High School HeroesX Philadelphia Challenge

I'm Eli Wachs and I founded High School Heroes with the belief that youth can effect meaningful change on the world both today and tomorrow. Read Overview...
Funding goal

The below information is on High School HeroesX' first challenge, based in Philadelphia on narrowing the education gap. For more information on High School HeroesX and their current challenges, please visit their website www.highschoolheroesx.com.


For many years the graduation rate for high school students in Philadelphia hovered between 50% and 60%. While the rate has recently started to inch up, more than one third of students still do not graduate.

Some statistics as put into graphic form by our High School HeroesX design team:

Given these factors, a cycle of underemployment and poverty is being
perpetuated. Graduation from high school makes people more likely to be productive and prosperous members of society.

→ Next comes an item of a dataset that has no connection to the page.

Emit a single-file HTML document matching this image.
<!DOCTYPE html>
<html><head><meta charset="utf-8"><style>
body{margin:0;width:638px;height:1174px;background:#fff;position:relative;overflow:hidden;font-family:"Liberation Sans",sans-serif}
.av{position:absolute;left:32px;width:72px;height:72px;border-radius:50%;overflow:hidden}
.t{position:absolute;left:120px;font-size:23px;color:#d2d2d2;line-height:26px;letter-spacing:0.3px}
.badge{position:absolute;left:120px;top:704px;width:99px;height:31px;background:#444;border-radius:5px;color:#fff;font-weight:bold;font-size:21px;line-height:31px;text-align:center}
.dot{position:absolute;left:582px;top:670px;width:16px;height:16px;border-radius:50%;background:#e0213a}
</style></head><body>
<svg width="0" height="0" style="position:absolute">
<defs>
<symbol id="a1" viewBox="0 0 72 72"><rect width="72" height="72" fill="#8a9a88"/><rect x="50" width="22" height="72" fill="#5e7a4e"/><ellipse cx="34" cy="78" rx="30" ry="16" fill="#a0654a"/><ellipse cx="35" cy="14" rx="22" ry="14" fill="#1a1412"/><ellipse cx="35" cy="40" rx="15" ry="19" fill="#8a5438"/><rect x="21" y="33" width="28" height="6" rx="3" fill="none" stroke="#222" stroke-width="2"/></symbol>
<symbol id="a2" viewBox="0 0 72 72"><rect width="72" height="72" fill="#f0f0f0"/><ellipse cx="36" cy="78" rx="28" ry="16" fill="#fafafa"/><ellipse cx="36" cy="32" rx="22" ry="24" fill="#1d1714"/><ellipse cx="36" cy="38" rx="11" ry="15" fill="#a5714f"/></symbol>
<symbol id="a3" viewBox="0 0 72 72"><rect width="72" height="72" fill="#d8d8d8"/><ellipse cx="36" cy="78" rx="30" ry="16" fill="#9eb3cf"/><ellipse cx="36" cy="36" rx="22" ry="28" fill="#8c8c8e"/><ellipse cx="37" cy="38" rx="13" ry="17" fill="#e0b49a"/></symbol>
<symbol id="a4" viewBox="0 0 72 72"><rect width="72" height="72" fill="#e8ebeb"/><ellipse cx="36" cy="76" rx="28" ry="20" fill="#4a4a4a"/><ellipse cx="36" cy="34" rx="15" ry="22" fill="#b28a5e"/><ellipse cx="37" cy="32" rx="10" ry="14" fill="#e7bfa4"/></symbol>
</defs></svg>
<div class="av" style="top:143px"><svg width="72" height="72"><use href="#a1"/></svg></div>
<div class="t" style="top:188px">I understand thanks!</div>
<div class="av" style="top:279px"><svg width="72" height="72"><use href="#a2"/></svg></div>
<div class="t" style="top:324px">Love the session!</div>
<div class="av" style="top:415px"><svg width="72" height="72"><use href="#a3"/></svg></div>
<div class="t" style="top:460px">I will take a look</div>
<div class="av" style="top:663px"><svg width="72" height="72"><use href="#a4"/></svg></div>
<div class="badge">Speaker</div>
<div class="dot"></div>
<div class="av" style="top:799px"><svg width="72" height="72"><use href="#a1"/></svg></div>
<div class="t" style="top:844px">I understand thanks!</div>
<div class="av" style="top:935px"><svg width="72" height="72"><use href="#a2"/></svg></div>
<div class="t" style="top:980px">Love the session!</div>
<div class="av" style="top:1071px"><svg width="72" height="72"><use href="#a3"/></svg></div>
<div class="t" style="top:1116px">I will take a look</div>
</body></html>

This issue persists for many reasons, but as high school students, we think and, perhaps with naive optimism believe, that the challenge of increasing high school graduation rates in the Philadelphia area is solvable. Students involved in developing this challenge and competing to solve it are, for the most part, from schools in an economically advantaged region of the Philadelphia suburbs called The Main Line. They would like to help their peers in the region, in the hope that the zip code one comes from will not define their education opportunities and, subsequently, their opportunities to prosper in life.

The team that "wins" this challenge a year from now is the one that will have earned the most points using the criteria below while achieving the stated breakthrough in a way that can be replicated and scaled throughout the city. The following criteria will be judged by a to be announced challenge Board of Directors, which will have a representative from each participating school. 

  • Either A) how your curriculm narrows the education gap or B) how your curriculum will allow students to both reach college and find a job more easily than before (40 points)
  •  The curriculum is scalable;  in other words, it could be utilized in other schools and/or cities (30 points)
  • Students are more excited to learn than they were before your curriculum (20 points)
  • Students are provided with the tools they need that are not taught in school (10 points)


Also, please see below a more detailed timeline of the challenge and an introduction to the High School HeroesX organization.


Challenge Schedule

Date Task
 Friday, November 21st 2014 Challenge launches.
Wednesday, January 21st 2015 An Advisory Committee will have been established to help with the challenge.
Saturday, February 21st Students of all participating schools will reconvene to provide updates on their progress, share what has and has not worked for them, and talk about future steps in each school's "solution".
Sunday, June 7th Students from all participating schools reconvene once more before schools are dismissed for summer break to provide updates on their progress and talk about goals to accomplish over the summer.
Saturday, November 21st 2015 Students come together one last time to pitch their solutions, the impacts that they have caused, and why they should receive part of the grant money to continue to fund their plan in a greater area. After the challenge board of directors listens to the pitches, it will meet to decide the which schools will receive grant money to continue to expand their challenge solution.


High School HeroesX Introduction


My name is Eli Wachs, and I founded High School HeroesX with the belief that youth can effect meaningful change on the world both today and tomorrow. As XPRIZE founder Peter Diamandis writes in his book Abudance, it is no coincidence that young people were behind getting spacecraft's to the moon in the 60's and behind the dot.com boom.


While I’ve followed with amazement contests that XPRIZE has developed and executed, like the Ansari XPRIZE, which gave birth to commercial spaceflight, and the Wendy Schmidt Oil Cleanup XChallenge, as a high school student, I thought it would be great to be able to get classmates and others in the community to participate in a competition that could benefit our community, and we could see the difference we make. What if we took the competitive multiplier effect inherent to XPRIZE, but applied it to doing good locally?


That’s exactly what High School HeroeX has been designed to do, and with the help of the founders of HeroX, I am proud to have created the first student designed and led HeroX challenge.


My goal is to reach out to students in the Philadelphia area to hear their ideas for innovation and change. Whether it be developing a more efficient and environmentally friendly road salt in light of the record winter Philadelphia just witnessed, or an audacious idea to develop Philadelphia’s waterfront, I invite all to post their ideas for a better tomorrow. With a challenge design session among students to be held October 26th 2014, I encourage all to research issues in the area and think about what they would fix if they had a magic wand they could wave over the city and surrounding area. The point is to be audacious and think big—not to be limited by what you think is possible.


Any type of student can be a Hero. this was a challenge entirely created and designed by high school students. This means that the majority of those working on the challenge not only found this a worthy cause to champion, but also know enough about the issue to identify key breakthroughs needed to make a major impact in our community. Though the issue of under-education has long been present, it became clear to me through conversations with Montgommery County District Attourney Risa Vetri Ferman and Philadelphia Mayor Michael Nutter that the people to best understand high school education are high schoolers themseves. Therefore, any student, is "best suited" for this challenge because every day they walk and live the reality of what teaches students, what interests students, and what inspires students.